Recommended allocation: $0 to the current registry. recommended_allocation() returns {} because the promoted set is empty. Concentrating capital on "validated edge only" here means deploying no capital until something clears the bar — which is the correct, honest outcome, not a failure of the gate.

Smallest robust starting set (evidence-based, NOT yet promoted)

The trend premium is not gone — it is being destroyed by daily rebalancing. An indicative low-turnover backtest (monthly rebalance, 12-month TSMOM, liquid ETFs, 10 bps turnover cost, 2014-2025, 132 months):

Sleeve Sharpe CAGR
12m TSMOM, long-only, 12 liquid ETFs +0.47 +7.6%
12m TSMOM long/short, 12 liquid ETFs +0.38 +3.8%
12m TSMOM long/short, core (GLD,GDX,DBC,USO) +0.33 +3.9%

A monthly-rebalanced, long-biased 12-month TSMOM sleeve on the liquid ETF basket is the smallest defensible starting point. This is an indicative result (simplified single-pass backtest, not the full PBO/DSR/walk-forward harness) — so the recommendation is to implement it as a low-turnover strategy variant and put it through this same gate before it receives capital. Do not fabricate edge by promoting it on this indicative number alone.

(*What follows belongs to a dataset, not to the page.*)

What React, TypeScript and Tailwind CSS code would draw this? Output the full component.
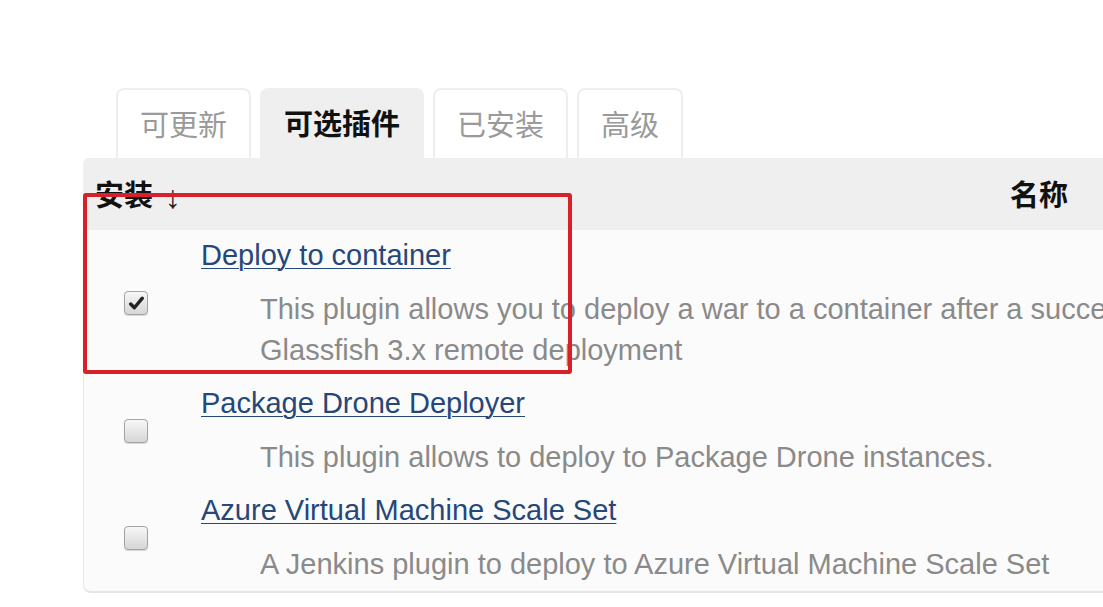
import React from "react";

const font = { fontFamily: '"Liberation Sans", Arial, "Noto Sans CJK SC", sans-serif' };

function Checkbox({ checked }: { checked?: boolean }) {
  return (
    <div className="w-[24px] h-[24px] rounded-[4px] border border-[#a3a3a3] bg-gradient-to-b from-[#f7f7f7] to-[#d6d6d6] shadow-[0_1px_1px_rgba(0,0,0,0.15)] flex items-center justify-center">
      {checked && (
        <svg width="17" height="17" viewBox="0 0 16 16">
          <path d="M2.5 8.5 L6 12 L13.5 3" fill="none" stroke="#222" strokeWidth="3.2" strokeLinecap="round" strokeLinejoin="round" />
        </svg>
      )}
    </div>
  );
}

function Row({
  title,
  lines,
  checked,
  pt,
}: {
  title: string;
  lines: string[];
  checked?: boolean;
  pt: string;
}) {
  return (
    <div className={`flex items-center ${pt}`}>
      <div className="w-[117px] flex justify-start pl-[40px] shrink-0">
        <Checkbox checked={checked} />
      </div>
      <div className="flex flex-col">
        <a className="text-[29px] leading-[41px] text-[#26477a] underline decoration-1 underline-offset-[3px] whitespace-nowrap w-fit">
          {title}
        </a>
        <div className="pl-[59px] mt-[13px] text-[29px] leading-[41px] text-[#8a8a8a] whitespace-nowrap">
          {lines.map((l, i) => (
            <div key={i}>{l}</div>
          ))}
        </div>
      </div>
    </div>
  );
}

export default function App() {
  const tabs = [
    { label: "可更新", active: false },
    { label: "可选插件", active: true },
    { label: "已安装", active: false },
    { label: "高级", active: false },
  ];
  return (
    <div className="relative w-[1103px] h-[607px] overflow-hidden bg-white" style={font}>
      <div className="pt-[88px]">
        <div className="flex gap-[9px] pl-[116px]">
          {tabs.map((t) => (
            <div
              key={t.label}
              className={
                t.active
                  ? "h-[70px] px-[23px] pt-[5px] flex items-center rounded-t-[8px] bg-[#efefef] border border-[#efefef] border-b-0 text-[29px] font-bold text-[#111]"
                  : "h-[70px] px-[22px] pt-[5px] flex items-center rounded-t-[8px] bg-white border-2 border-[#eeeeee] border-b-0 text-[29px] text-[#9a9a9a]"
              }
            >
              {t.label}
            </div>
          ))}
        </div>
        <div className="ml-[83px] w-[1300px]">
          <div className="h-[72px] pt-[6px] bg-[#efefef] rounded-tl-[6px] flex items-center">
            <div className="w-[927px] pl-[12px] flex items-center text-[29px] font-bold text-[#111]">
              安装
              <span className="ml-[12px] font-normal text-[32px] leading-none text-[#222]">↓</span>
            </div>
            <div className="text-[29px] font-bold text-[#111]">名称</div>
          </div>
          <div className="bg-[#fbfbfb] border-l border-b-2 border-[#e6e6e6] rounded-bl-[8px] pb-[2px]">
            <Row
              pt="pt-[5px] pb-[4px]"
              checked
              title="Deploy to container"
              lines={[
                "This plugin allows you to deploy a war to a container after a successful build.",
                "Glassfish 3.x remote deployment",
              ]}
            />
            <Row
              pt="pt-[8px] pb-[4px]"
              title="Package Drone Deployer"
              lines={["This plugin allows to deploy to Package Drone instances."]}
            />
            <Row
              pt="pt-[8px] pb-[4px]"
              title="Azure Virtual Machine Scale Set"
              lines={["A Jenkins plugin to deploy to Azure Virtual Machine Scale Set"]}
            />
          </div>
        </div>
      </div>
      <div className="absolute left-[83px] top-[193px] w-[489px] h-[181px] border-[4px] border-[#d8202b] rounded-[3px]" />
    </div>
  );
}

6. Operator decisions still required

  • Missing reproducible data feeds. Real rates/breakevens (FRED key), COT net positioning, COMEX warehouse stocks, the GC/SI futures curve, options IV surfaces, and real ETF creation/redemption flows are not reproducibly available to the validation harness from this host. Sleeves that depend on them cannot be validated offline and are therefore not promotable until a point-in-time source lands. This is a data-procurement decision, not a code bug.
  • Threshold calibration. The DSR ≥ 0.95 bar (deflated across 52 trials) is deliberately strict. If the honest gate promotes too few strategies, the operator can either (a) fund the missing data feeds to validate more sleeves, or (b) consciously relax a documented threshold in PromotionThresholds — the gate is explicit so the trade-off is visible, not buried.